What exactly is regulatory clarity? Think of it as moving from a world where crypto assets existed in a legal gray area to one where they have specific, well-defined classifications. Regulatory clarity involves creating comprehensive frameworks that define whether cryptocurrencies should be treated as securities, commodities, or entirely new asset classes, thereby reducing uncertainty for all market participants.

U.S. Policy Revolution

The Trump administration has implemented sweeping changes through:

  • Executive orders supporting crypto innovation
  • GENIUS Act of 2025 providing comprehensive crypto regulation
  • SEC's dramatic shift under Paul Atkins to actively support crypto trading and tokenization

This represents a complete reversal from the enforcement-heavy approach of previous years, replacing regulatory hostility with frameworks designed to foster innovation while maintaining investor protection.

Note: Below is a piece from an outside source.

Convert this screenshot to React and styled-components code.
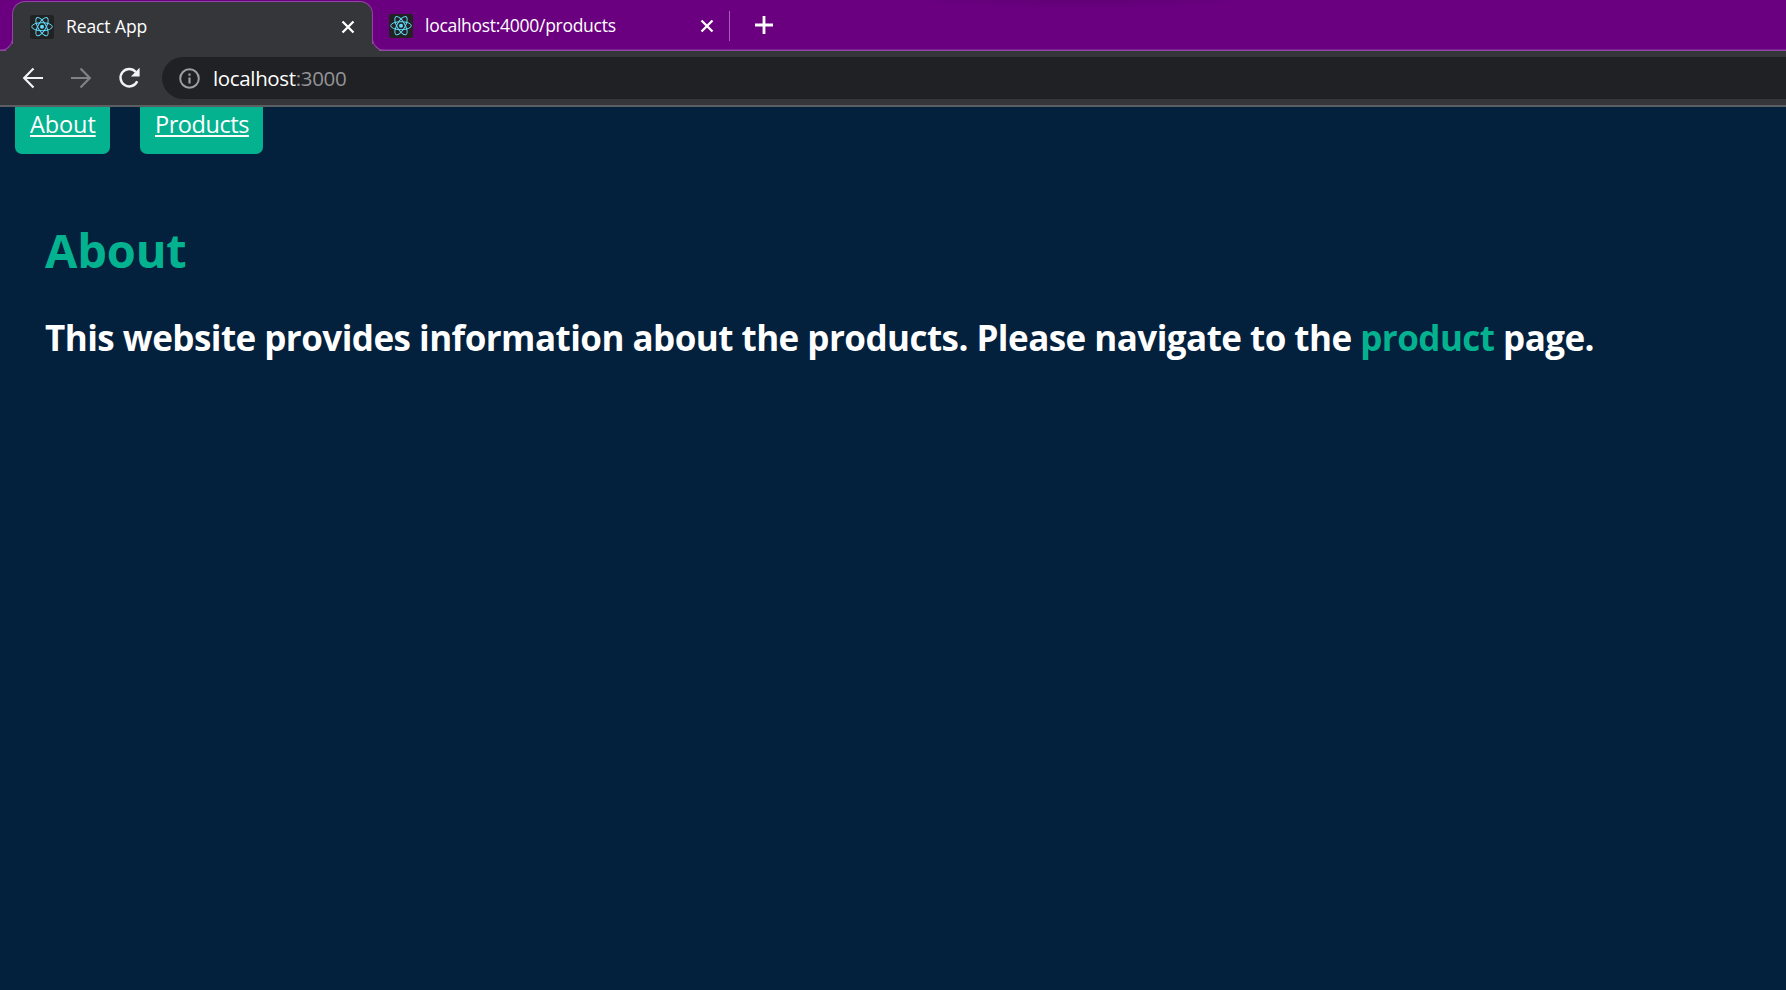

Europe's MiCA Implementation

The Markets in Crypto-Assets regulation, which became fully effective in January 2025, provides comprehensive rules for:

  • Token listings and trading platforms
  • Stablecoin operations and reserve requirements
  • Crypto custodians and service providers

MiCA offers a blueprint that many other jurisdictions are studying and adapting for their own regulatory frameworks.

Global Leadership Examples

  • Dubai's Virtual Asset Regulatory Authority (VARA): Sophisticated licensing regimes
  • Singapore's regulatory framework: Clear guidelines for crypto businesses
  • Hong Kong's crypto-friendly policies: Attracting institutional capital

These demonstrate how clear regulations can attract institutional capital while maintaining robust consumer protections.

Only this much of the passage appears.